Tuesday, November 13, 2007

Palermo October 29


I should be touring the Corleone Vineyards and other wineries of Sicily, but I am so worn out from my day yesterday, I decided to take it easy. Instead I decided just to do a quick two hour tour of Palermo. So I slept in a bit then headed off the boat. I decided to hire one of the carriages that were in the plaza looking for tourists to take advantage of. I volunteered.










The streets of Palermo are extremely cute with lots of iron balconies. It's the principal city and administrative seat of the autonomous region of Sicily, Italy as well as the capital of the Province of Palermo. Palermo was founded in the 8th century BC by Phoenician tradesmen around a natural harbour on the north-western coast of Sicily. Palermo is widely considered to be one of the most conquered city in the world.

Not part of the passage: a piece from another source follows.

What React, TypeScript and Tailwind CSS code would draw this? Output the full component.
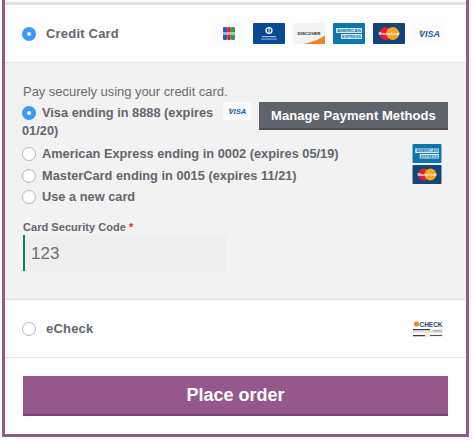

Palermo is a city with monumental problems, but is also a city of almost three millennia of history, beautiful palaces and churches, colourful markets, marvelous food and a distinctive cultural identity.




The Teatro Politeama was built between 1867 and 1874. Nowadays, the town's Gallery of Modern Art is accommodated here.








The Teatro Massimo ("Greatest Theatre") was opened in 1897. Closed for renovation from 1974 until 1997, it is now carefully restored and has an active schedule. Enrico Caruso sang in a performance of La Gioconda during the opening season, returning for Rigoletto at the very end of his career.










Quattro Canti is a small place at the crossing of the ancient main roads (now: Corso Vittorio Emanuele and Via Maqueda) dividing the town into its quarters. The palaces at the corner have diagonal baroque facades so that the place gets an almost octagonal form.












The Cathedral of Palermo (a former mosque turned into a church from 1185).

The church was erected in 1185 by Walter Ophamil (or Walter of the Mill), the Anglo-norman archbishop of Palermo and King William II's minister, on the area of an earlier Byzantine basilica. By all accounts this earlier church was founded by St. Gregory and was later turned into a mosque by the Saracens after their conquest of the city in the 9th century. Ophamil is buried in a sarcophagus in the church's crypt. The medieval edifice had a basilica plan with three apses, of which only some minor architectural elements survive today.

The upper orders of the corner towers were built between the 14th and the 15th centuries, while in the early Renaissance period the southern porch was added.













The Palatine Chapel is the royal chapel of the Norman kings of Sicily situated on the ground floor at the center of the Palazzo Reale in Palermo.

The mosaics of the Palatine Chapel are of unparalleled elegance as concerns elongated proportions and streaming draperies of figures. They are also noted for subtle modulations of colour and luminance. The oldest are probably those covering the ceiling, the drum, and the dome. The shimmering mosaics of the transept, presumably dating from the 1140s and attributed to Byzantine artists, illustrate scenes from the Acts of the Apostles. Every composition is set within an ornamental frame, not dissimilar to that used in contemporaneous mosaic icons.



This is a published photo of the interior since mine didn't come out very well.
Roger II's Cappella Palatina combines French-Norman, Byzantine, and Arabic influences.

This is another church with a lovely interior, but I don't know the name. It was pretty.













More churches of the area... I ran out of time before I could go into all of them.











This area is known for it's ceramics and while I didn't buy anything, I really enjoyed window shopping. Some of the art on the ceramics was fantastic.